** START **
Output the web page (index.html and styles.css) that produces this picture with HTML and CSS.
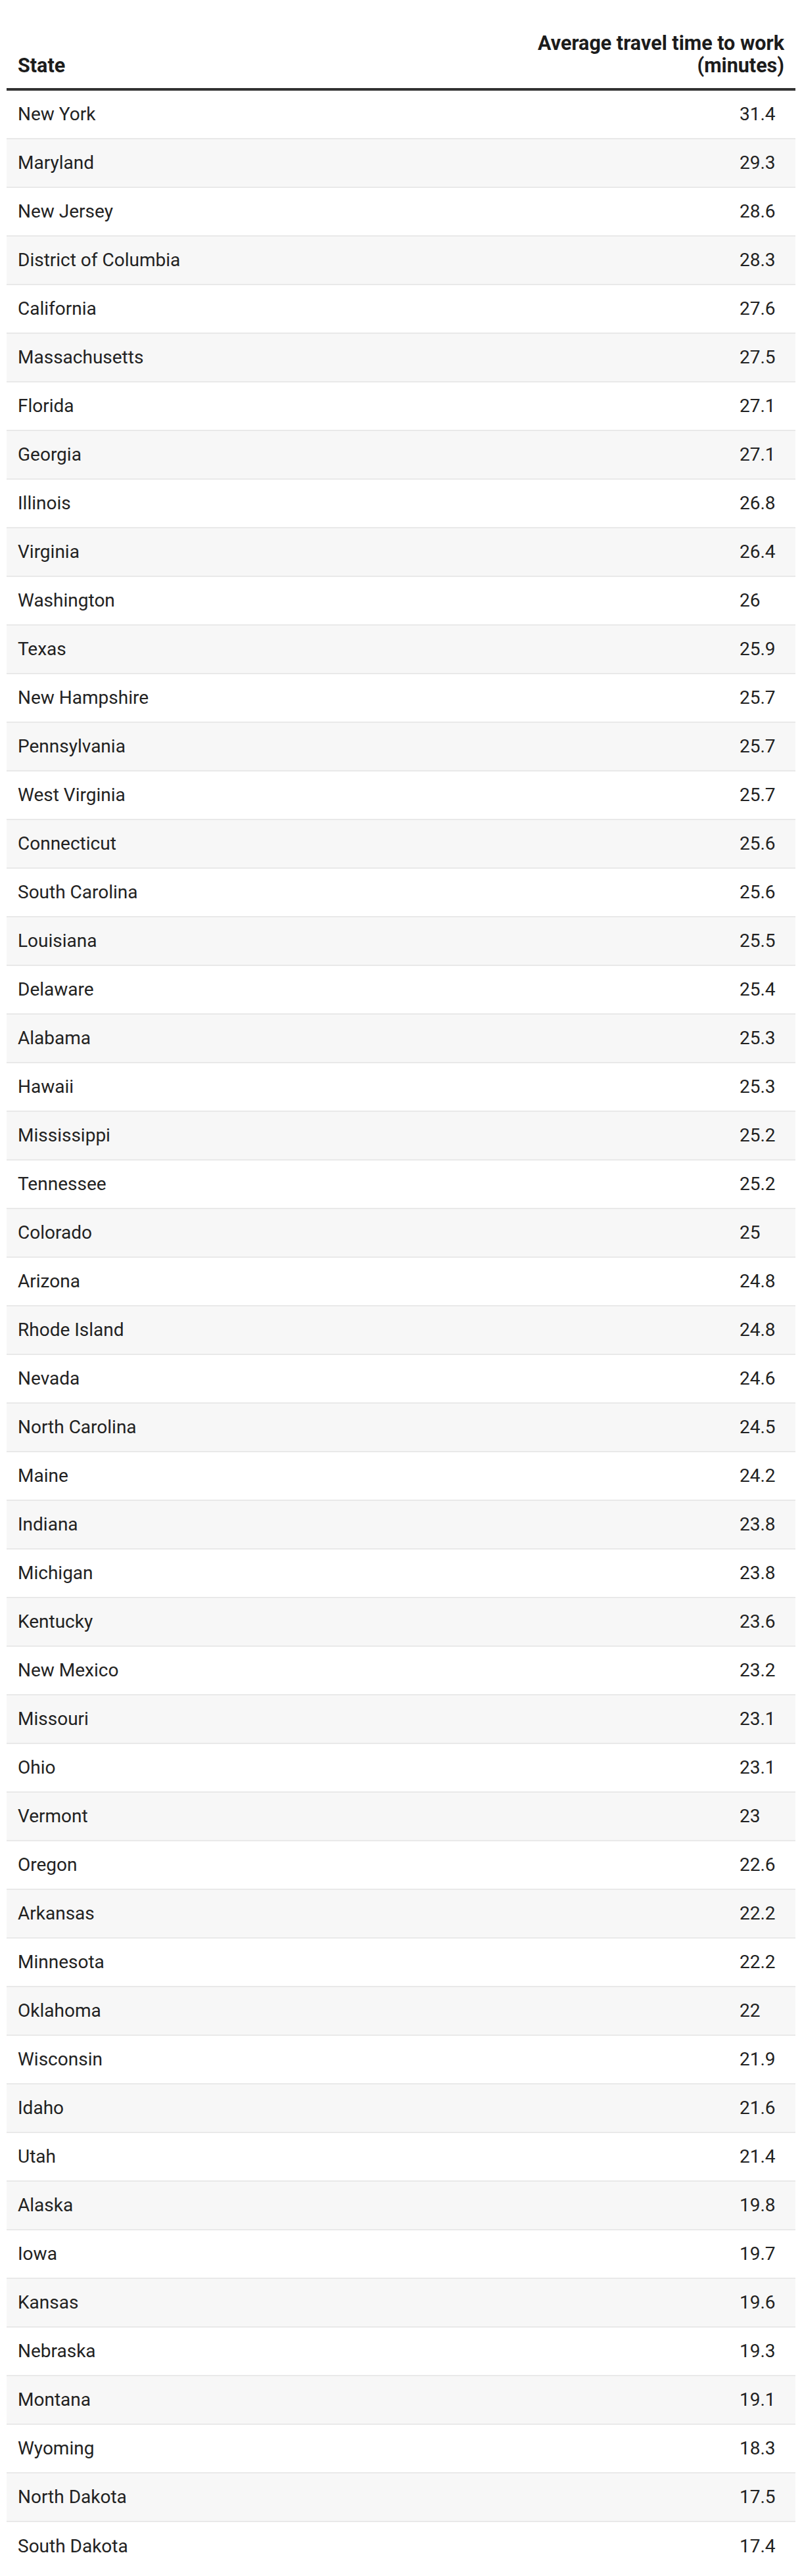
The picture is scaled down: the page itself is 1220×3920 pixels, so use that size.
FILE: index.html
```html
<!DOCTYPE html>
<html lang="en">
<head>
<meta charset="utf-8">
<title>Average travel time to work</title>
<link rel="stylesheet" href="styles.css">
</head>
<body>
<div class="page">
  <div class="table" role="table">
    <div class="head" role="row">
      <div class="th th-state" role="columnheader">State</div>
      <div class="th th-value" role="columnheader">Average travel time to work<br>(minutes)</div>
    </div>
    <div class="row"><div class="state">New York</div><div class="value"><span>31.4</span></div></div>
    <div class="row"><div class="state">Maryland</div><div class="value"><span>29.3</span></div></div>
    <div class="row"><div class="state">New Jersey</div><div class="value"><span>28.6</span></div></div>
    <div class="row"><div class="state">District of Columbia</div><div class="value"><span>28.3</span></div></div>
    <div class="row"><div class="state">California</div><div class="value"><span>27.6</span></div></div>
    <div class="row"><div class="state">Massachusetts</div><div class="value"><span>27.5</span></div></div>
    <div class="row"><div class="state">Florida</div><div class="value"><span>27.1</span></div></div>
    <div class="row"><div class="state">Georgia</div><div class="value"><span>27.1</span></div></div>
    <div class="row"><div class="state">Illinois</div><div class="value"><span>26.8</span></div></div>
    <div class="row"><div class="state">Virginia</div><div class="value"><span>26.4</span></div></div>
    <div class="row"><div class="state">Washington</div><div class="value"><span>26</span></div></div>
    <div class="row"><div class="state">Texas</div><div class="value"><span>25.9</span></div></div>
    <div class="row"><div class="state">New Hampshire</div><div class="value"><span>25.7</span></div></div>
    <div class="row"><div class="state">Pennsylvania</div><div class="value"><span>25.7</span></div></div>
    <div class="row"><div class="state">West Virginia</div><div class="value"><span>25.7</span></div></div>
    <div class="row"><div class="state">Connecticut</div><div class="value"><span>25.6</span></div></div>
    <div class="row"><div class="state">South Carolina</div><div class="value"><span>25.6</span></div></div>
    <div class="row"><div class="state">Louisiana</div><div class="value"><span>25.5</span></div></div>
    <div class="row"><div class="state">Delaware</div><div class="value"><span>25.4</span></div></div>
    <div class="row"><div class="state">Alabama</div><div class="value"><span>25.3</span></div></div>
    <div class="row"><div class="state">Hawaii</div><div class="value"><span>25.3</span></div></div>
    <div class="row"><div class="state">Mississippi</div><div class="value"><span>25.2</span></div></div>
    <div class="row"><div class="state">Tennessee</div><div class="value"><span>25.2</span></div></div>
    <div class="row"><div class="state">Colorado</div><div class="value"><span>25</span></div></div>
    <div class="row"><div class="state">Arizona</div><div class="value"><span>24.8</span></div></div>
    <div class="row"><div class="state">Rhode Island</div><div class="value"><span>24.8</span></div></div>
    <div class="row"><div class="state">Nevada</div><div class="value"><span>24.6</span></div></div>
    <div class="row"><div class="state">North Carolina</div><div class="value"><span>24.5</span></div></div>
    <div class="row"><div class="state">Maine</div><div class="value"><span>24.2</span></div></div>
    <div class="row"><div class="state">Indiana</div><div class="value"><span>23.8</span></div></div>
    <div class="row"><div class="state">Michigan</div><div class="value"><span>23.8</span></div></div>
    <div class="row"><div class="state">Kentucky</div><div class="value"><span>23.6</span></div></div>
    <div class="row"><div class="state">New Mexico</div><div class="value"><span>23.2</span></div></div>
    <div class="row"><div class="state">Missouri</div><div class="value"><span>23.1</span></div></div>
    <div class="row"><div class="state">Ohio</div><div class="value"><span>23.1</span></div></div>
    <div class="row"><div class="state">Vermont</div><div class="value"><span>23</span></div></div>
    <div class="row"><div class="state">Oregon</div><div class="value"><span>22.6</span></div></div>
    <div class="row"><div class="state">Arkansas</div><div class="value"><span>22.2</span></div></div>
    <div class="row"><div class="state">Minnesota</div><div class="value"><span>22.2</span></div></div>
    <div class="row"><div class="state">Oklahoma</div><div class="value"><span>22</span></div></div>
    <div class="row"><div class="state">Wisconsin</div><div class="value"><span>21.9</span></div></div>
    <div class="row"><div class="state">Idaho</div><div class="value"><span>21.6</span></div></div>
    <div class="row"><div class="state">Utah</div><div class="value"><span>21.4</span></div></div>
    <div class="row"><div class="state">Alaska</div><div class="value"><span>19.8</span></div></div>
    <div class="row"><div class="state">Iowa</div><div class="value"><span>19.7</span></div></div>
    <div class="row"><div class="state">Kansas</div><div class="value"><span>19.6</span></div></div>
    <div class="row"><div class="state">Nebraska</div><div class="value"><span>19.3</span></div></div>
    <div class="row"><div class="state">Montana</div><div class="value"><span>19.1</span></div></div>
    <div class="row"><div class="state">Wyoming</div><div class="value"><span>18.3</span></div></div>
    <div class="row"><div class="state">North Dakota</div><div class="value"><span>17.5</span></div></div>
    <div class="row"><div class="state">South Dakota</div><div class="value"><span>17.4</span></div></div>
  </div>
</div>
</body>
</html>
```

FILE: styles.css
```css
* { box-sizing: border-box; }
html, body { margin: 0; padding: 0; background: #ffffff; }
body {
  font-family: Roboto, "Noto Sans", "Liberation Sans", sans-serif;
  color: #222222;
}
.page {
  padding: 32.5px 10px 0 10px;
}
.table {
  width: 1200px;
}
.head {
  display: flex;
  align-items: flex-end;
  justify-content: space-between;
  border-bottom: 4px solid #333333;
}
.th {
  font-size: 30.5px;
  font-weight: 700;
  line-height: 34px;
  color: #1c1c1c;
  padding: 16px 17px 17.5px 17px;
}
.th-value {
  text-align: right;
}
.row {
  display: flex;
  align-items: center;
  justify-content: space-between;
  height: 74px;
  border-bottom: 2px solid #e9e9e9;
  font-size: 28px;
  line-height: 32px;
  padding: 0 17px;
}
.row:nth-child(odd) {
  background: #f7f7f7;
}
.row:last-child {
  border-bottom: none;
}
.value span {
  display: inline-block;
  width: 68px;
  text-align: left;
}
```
** END **
| Given task |
Pictures in the data above should not be copied; transcribe everything else exactly.

| Reply to the exercise |
Output the web page (index.html and styles.css) that produces this picture with HTML and CSS.
The picture is scaled down: the page itself is 1220×3920 pixels, so use that size.
FILE: index.html
```html
<!DOCTYPE html>
<html lang="en">
<head>
<meta charset="utf-8">
<title>Average travel time to work</title>
<link rel="stylesheet" href="styles.css">
</head>
<body>
<div class="page">
  <div class="table" role="table">
    <div class="head" role="row">
      <div class="th th-state" role="columnheader">State</div>
      <div class="th th-value" role="columnheader">Average travel time to work<br>(minutes)</div>
    </div>
    <div class="row"><div class="state">New York</div><div class="value"><span>31.4</span></div></div>
    <div class="row"><div class="state">Maryland</div><div class="value"><span>29.3</span></div></div>
    <div class="row"><div class="state">New Jersey</div><div class="value"><span>28.6</span></div></div>
    <div class="row"><div class="state">District of Columbia</div><div class="value"><span>28.3</span></div></div>
    <div class="row"><div class="state">California</div><div class="value"><span>27.6</span></div></div>
    <div class="row"><div class="state">Massachusetts</div><div class="value"><span>27.5</span></div></div>
    <div class="row"><div class="state">Florida</div><div class="value"><span>27.1</span></div></div>
    <div class="row"><div class="state">Georgia</div><div class="value"><span>27.1</span></div></div>
    <div class="row"><div class="state">Illinois</div><div class="value"><span>26.8</span></div></div>
    <div class="row"><div class="state">Virginia</div><div class="value"><span>26.4</span></div></div>
    <div class="row"><div class="state">Washington</div><div class="value"><span>26</span></div></div>
    <div class="row"><div class="state">Texas</div><div class="value"><span>25.9</span></div></div>
    <div class="row"><div class="state">New Hampshire</div><div class="value"><span>25.7</span></div></div>
    <div class="row"><div class="state">Pennsylvania</div><div class="value"><span>25.7</span></div></div>
    <div class="row"><div class="state">West Virginia</div><div class="value"><span>25.7</span></div></div>
    <div class="row"><div class="state">Connecticut</div><div class="value"><span>25.6</span></div></div>
    <div class="row"><div class="state">South Carolina</div><div class="value"><span>25.6</span></div></div>
    <div class="row"><div class="state">Louisiana</div><div class="value"><span>25.5</span></div></div>
    <div class="row"><div class="state">Delaware</div><div class="value"><span>25.4</span></div></div>
    <div class="row"><div class="state">Alabama</div><div class="value"><span>25.3</span></div></div>
    <div class="row"><div class="state">Hawaii</div><div class="value"><span>25.3</span></div></div>
    <div class="row"><div class="state">Mississippi</div><div class="value"><span>25.2</span></div></div>
    <div class="row"><div class="state">Tennessee</div><div class="value"><span>25.2</span></div></div>
    <div class="row"><div class="state">Colorado</div><div class="value"><span>25</span></div></div>
    <div class="row"><div class="state">Arizona</div><div class="value"><span>24.8</span></div></div>
    <div class="row"><div class="state">Rhode Island</div><div class="value"><span>24.8</span></div></div>
    <div class="row"><div class="state">Nevada</div><div class="value"><span>24.6</span></div></div>
    <div class="row"><div class="state">North Carolina</div><div class="value"><span>24.5</span></div></div>
    <div class="row"><div class="state">Maine</div><div class="value"><span>24.2</span></div></div>
    <div class="row"><div class="state">Indiana</div><div class="value"><span>23.8</span></div></div>
    <div class="row"><div class="state">Michigan</div><div class="value"><span>23.8</span></div></div>
    <div class="row"><div class="state">Kentucky</div><div class="value"><span>23.6</span></div></div>
    <div class="row"><div class="state">New Mexico</div><div class="value"><span>23.2</span></div></div>
    <div class="row"><div class="state">Missouri</div><div class="value"><span>23.1</span></div></div>
    <div class="row"><div class="state">Ohio</div><div class="value"><span>23.1</span></div></div>
    <div class="row"><div class="state">Vermont</div><div class="value"><span>23</span></div></div>
    <div class="row"><div class="state">Oregon</div><div class="value"><span>22.6</span></div></div>
    <div class="row"><div class="state">Arkansas</div><div class="value"><span>22.2</span></div></div>
    <div class="row"><div class="state">Minnesota</div><div class="value"><span>22.2</span></div></div>
    <div class="row"><div class="state">Oklahoma</div><div class="value"><span>22</span></div></div>
    <div class="row"><div class="state">Wisconsin</div><div class="value"><span>21.9</span></div></div>
    <div class="row"><div class="state">Idaho</div><div class="value"><span>21.6</span></div></div>
    <div class="row"><div class="state">Utah</div><div class="value"><span>21.4</span></div></div>
    <div class="row"><div class="state">Alaska</div><div class="value"><span>19.8</span></div></div>
    <div class="row"><div class="state">Iowa</div><div class="value"><span>19.7</span></div></div>
    <div class="row"><div class="state">Kansas</div><div class="value"><span>19.6</span></div></div>
    <div class="row"><div class="state">Nebraska</div><div class="value"><span>19.3</span></div></div>
    <div class="row"><div class="state">Montana</div><div class="value"><span>19.1</span></div></div>
    <div class="row"><div class="state">Wyoming</div><div class="value"><span>18.3</span></div></div>
    <div class="row"><div class="state">North Dakota</div><div class="value"><span>17.5</span></div></div>
    <div class="row"><div class="state">South Dakota</div><div class="value"><span>17.4</span></div></div>
  </div>
</div>
</body>
</html>
```

FILE: styles.css
```css
* { box-sizing: border-box; }
html, body { margin: 0; padding: 0; background: #ffffff; }
body {
  font-family: Roboto, "Noto Sans", "Liberation Sans", sans-serif;
  color: #222222;
}
.page {
  padding: 32.5px 10px 0 10px;
}
.table {
  width: 1200px;
}
.head {
  display: flex;
  align-items: flex-end;
  justify-content: space-between;
  border-bottom: 4px solid #333333;
}
.th {
  font-size: 30.5px;
  font-weight: 700;
  line-height: 34px;
  color: #1c1c1c;
  padding: 16px 17px 17.5px 17px;
}
.th-value {
  text-align: right;
}
.row {
  display: flex;
  align-items: center;
  justify-content: space-between;
  height: 74px;
  border-bottom: 2px solid #e9e9e9;
  font-size: 28px;
  line-height: 32px;
  padding: 0 17px;
}
.row:nth-child(odd) {
  background: #f7f7f7;
}
.row:last-child {
  border-bottom: none;
}
.value span {
  display: inline-block;
  width: 68px;
  text-align: left;
}
```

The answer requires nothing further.